**What to do**: Looking at the data below, count the lines that contain the string "components". Write only the total.

**Data excerpt**:
-*-
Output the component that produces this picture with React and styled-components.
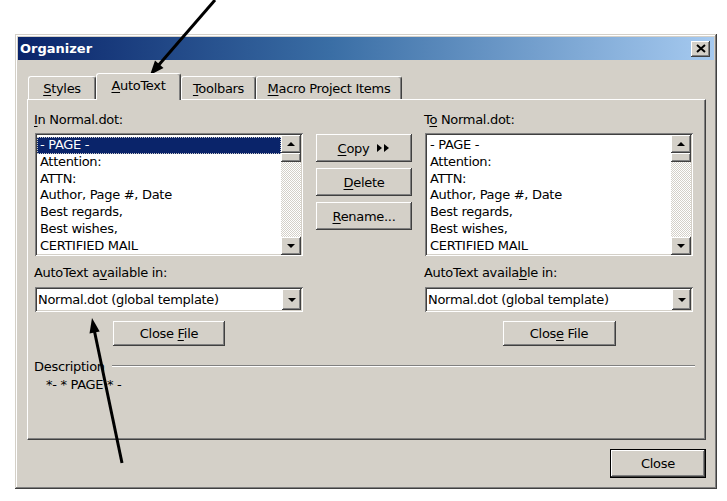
import React from 'react';
import styled, { createGlobalStyle, css } from 'styled-components';

const Global = createGlobalStyle`
  html, body { margin: 0; padding: 0; background: #fff; }
  body {
    font-family: "DejaVu Sans", Verdana, sans-serif;
    font-size: 13px;
    letter-spacing: -0.3px;
    color: #000;
  }
  * { box-sizing: border-box; }
`;

const raised = css`
  background: #d4d0c8;
  box-shadow: inset -1px -1px #404040, inset 1px 1px #fff, inset -2px -2px #808080, inset 2px 2px #d4d0c8;
`;

const sunken = css`
  box-shadow: inset 1px 1px #808080, inset -1px -1px #fff, inset 2px 2px #404040, inset -2px -2px #d4d0c8;
`;

const Page = styled.div`
  position: relative;
  width: 727px;
  height: 501px;
  overflow: hidden;
  padding: 34px 0 0 15px;
`;

const Dialog = styled.div`
  width: 702px;
  height: 455px;
  padding: 3px;
  display: flex;
  flex-direction: column;
  background: #d4d0c8;
  box-shadow: inset -1px -1px #404040, inset 1px 1px #d4d0c8, inset -2px -2px #808080, inset 2px 2px #fff;
`;

const TitleBar = styled.div`
  height: 23px;
  display: flex;
  align-items: center;
  justify-content: space-between;
  padding: 0 4px 0 2px;
  background: linear-gradient(to right, #0a246a 0%, #3a6ea5 45%, #a6caf0 100%);
`;

const Title = styled.span`
  color: #fff;
  font-weight: bold;
  font-size: 13px;
  letter-spacing: 0;
`;

const TitleClose = styled.div`
  ${raised};
  width: 19px;
  height: 16px;
  display: grid;
  place-items: center;
`;

const TabRow = styled.div`
  display: flex;
  align-items: flex-end;
  height: 26px;
  margin: 13px 0 0 10px;
`;

const Tab = styled.div`
  width: ${(p) => p.$w}px;
  height: ${(p) => (p.$active ? 27 : 23)}px;
  margin-bottom: ${(p) => (p.$active ? -1 : 0)}px;
  position: relative;
  z-index: ${(p) => (p.$active ? 2 : 1)};
  display: flex;
  align-items: center;
  justify-content: center;
  padding-bottom: ${(p) => (p.$active ? 3 : 0)}px;
  background: #d4d0c8;
  border-top: 1px solid #fff;
  border-left: 1px solid #fff;
  border-right: 1px solid #404040;
  border-radius: 3px 3px 0 0;
  box-shadow: inset -1px 0 #808080;
  white-space: nowrap;
`;

const Panel = styled.div`
  margin: 0 8px 0 9px;
  height: 341px;
  border-top: 1px solid #fff;
  border-left: 1px solid #fff;
  border-right: 1px solid #404040;
  border-bottom: 1px solid #404040;
  box-shadow: inset -1px -1px #808080;
  padding: 12px 12px 0 7px;
  display: flex;
  flex-direction: column;
`;

const Columns = styled.div`
  display: grid;
  grid-template-columns: 268px 96px 268px;
  column-gap: 13px;
`;

const Column = styled.div`
  display: flex;
  flex-direction: column;
`;

const Label = styled.div`
  height: 16px;
  line-height: 16px;
  margin-top: ${(p) => p.$mt || 0}px;
  margin-left: -1px;
  white-space: nowrap;
`;

const U = styled.span`
  text-decoration: underline;
  text-underline-offset: 2px;
`;

const ListBox = styled.div`
  ${sunken};
  background: #fff;
  margin-top: 5px;
  height: 123px;
  padding: 2px 2px 1px 2px;
  display: flex;
`;

const Items = styled.div`
  flex: 1;
  overflow: hidden;
  padding-top: 2px;
`;

const Item = styled.div`
  height: 16.8px;
  line-height: 16.8px;
  padding-left: 3px;
  white-space: nowrap;
  ${(p) =>
    p.$selected &&
    css`
      background: #0a246a;
      color: #fff;
      outline: 1px dotted #c8c8c8;
      outline-offset: -1px;
    `}
`;

const ScrollBar = styled.div`
  width: 20px;
  display: flex;
  flex-direction: column;
  padding-top: 0;
`;

const ScrollBtn = styled.div`
  ${raised};
  height: 18px;
  display: grid;
  place-items: center;
`;

const Thumb = styled.div`
  ${raised};
  height: 9px;
`;

const Track = styled.div`
  flex: 1;
  background: repeating-conic-gradient(#d4d0c8 0 25%, #fff 0 50%) 0 0 / 2px 2px;
`;

const Tri = styled.div`
  width: 0;
  height: 0;
  border-left: 4px solid transparent;
  border-right: 4px solid transparent;
  ${(p) =>
    p.$up
      ? css`border-bottom: 4px solid #000;`
      : css`border-top: 4px solid #000;`}
`;

const Combo = styled.div`
  ${sunken};
  background: #fff;
  margin-top: 6px;
  height: 25px;
  padding: 2px;
  display: flex;
  align-items: center;
  white-space: nowrap;
`;

const ComboText = styled.span`
  padding-left: 1px;
  flex: 1;
`;

const DropBtn = styled.div`
  ${raised};
  width: 19px;
  height: 21px;
  display: grid;
  place-items: center;
`;

const Button = styled.div`
  ${raised};
  width: ${(p) => p.$w}px;
  height: ${(p) => p.$h}px;
  display: flex;
  align-items: center;
  justify-content: center;
  gap: 8px;
  white-space: nowrap;
  ${(p) =>
    p.$default &&
    css`
      border: 1px solid #000;
    `}
`;

const CenterButton = styled(Button)`
  align-self: center;
  margin-top: 9px;
`;

const ButtonStack = styled.div`
  padding-top: 22px;
  display: flex;
  flex-direction: column;
  gap: 6px;
`;

const DescRow = styled.div`
  margin-top: 13px;
  display: flex;
  align-items: center;
`;

const Etched = styled.div`
  flex: 1;
  height: 2px;
  margin: 0 -2px 3px 7px;
  border-top: 1px solid #808080;
  border-bottom: 1px solid #fff;
`;

const DescText = styled.div`
  margin-top: 2px;
  padding-left: 11px;
  line-height: 16px;
  white-space: pre;
`;

const Footer = styled.div`
  display: flex;
  justify-content: flex-end;
  margin: 9px 8px 0 0;
`;

const Overlay = styled.svg`
  position: absolute;
  left: 0;
  top: 0;
  pointer-events: none;
`;

const ITEMS = [
  '- PAGE -',
  'Attention:',
  'ATTN:',
  'Author, Page #, Date',
  'Best regards,',
  'Best wishes,',
  'CERTIFIED MAIL',
];

function List({ selected }) {
  return (
    <ListBox>
      <Items>
        {ITEMS.map((t, i) => (
          <Item key={t} $selected={i === selected}>
            {t}
          </Item>
        ))}
      </Items>
      <ScrollBar>
        <ScrollBtn>
          <Tri $up />
        </ScrollBtn>
        <Thumb />
        <Track />
        <ScrollBtn>
          <Tri />
        </ScrollBtn>
      </ScrollBar>
    </ListBox>
  );
}

function ComboBox() {
  return (
    <Combo>
      <ComboText>Normal.dot (global template)</ComboText>
      <DropBtn>
        <Tri />
      </DropBtn>
    </Combo>
  );
}

export default function App() {
  return (
    <Page>
      <Global />
      <Dialog>
        <TitleBar>
          <Title>Organizer</Title>
          <TitleClose>
            <svg width="10" height="9" viewBox="0 0 10 9">
              <path d="M1 1L9 8M9 1L1 8" stroke="#000" strokeWidth="2" />
            </svg>
          </TitleClose>
        </TitleBar>
        <TabRow>
          <Tab $w={68}>
            <span><U>S</U>tyles</span>
          </Tab>
          <Tab $w={85} $active>
            <span><U>A</U>utoText</span>
          </Tab>
          <Tab $w={75}>
            <span><U>T</U>oolbars</span>
          </Tab>
          <Tab $w={146}>
            <span><U>M</U>acro Project Items</span>
          </Tab>
        </TabRow>
        <Panel>
          <Columns>
            <Column>
              <Label>
                <U>I</U>n Normal.dot:
              </Label>
              <List selected={0} />
              <Label $mt={9}>
                AutoText a<U>v</U>ailable in:
              </Label>
              <ComboBox />
              <CenterButton $w={112} $h={25}>
                <span>Close <U>F</U>ile</span>
              </CenterButton>
            </Column>
            <ButtonStack>
              <Button $w={96} $h={28}>
                <span><U>C</U>opy</span>
                <svg width="13" height="8" viewBox="0 0 13 8">
                  <path d="M0 0L5 4L0 8ZM7 0L12 4L7 8Z" fill="#000" />
                </svg>
              </Button>
              <Button $w={96} $h={28}>
                <span><U>D</U>elete</span>
              </Button>
              <Button $w={96} $h={28}>
                <span><U>R</U>ename...</span>
              </Button>
            </ButtonStack>
            <Column>
              <Label>
                T<U>o</U> Normal.dot:
              </Label>
              <List selected={-1} />
              <Label $mt={9}>
                AutoText availa<U>b</U>le in:
              </Label>
              <ComboBox />
              <CenterButton $w={113} $h={25}>
                <span>Clos<U>e</U> File</span>
              </CenterButton>
            </Column>
          </Columns>
          <DescRow>
            <Label>Description</Label>
            <Etched />
          </DescRow>
          <DescText>{'*- * PAGE * -'}</DescText>
        </Panel>
        <Footer>
          <Button $w={96} $h={29} $default>
            <span>Close</span>
          </Button>
        </Footer>
      </Dialog>
      <Overlay width="727" height="501" viewBox="0 0 727 501">
        <line x1="215" y1="0" x2="157" y2="67" stroke="#000" strokeWidth="3" />
        <polygon points="150,75 163.5,68 155,60.5" fill="#000" />
        <line x1="122" y1="463" x2="94" y2="329" stroke="#000" strokeWidth="3" />
        <polygon points="92,318 99.7,331.5 89.5,333.5" fill="#000" />
      </Overlay>
    </Page>
  );
}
-*-
**The reply**: 2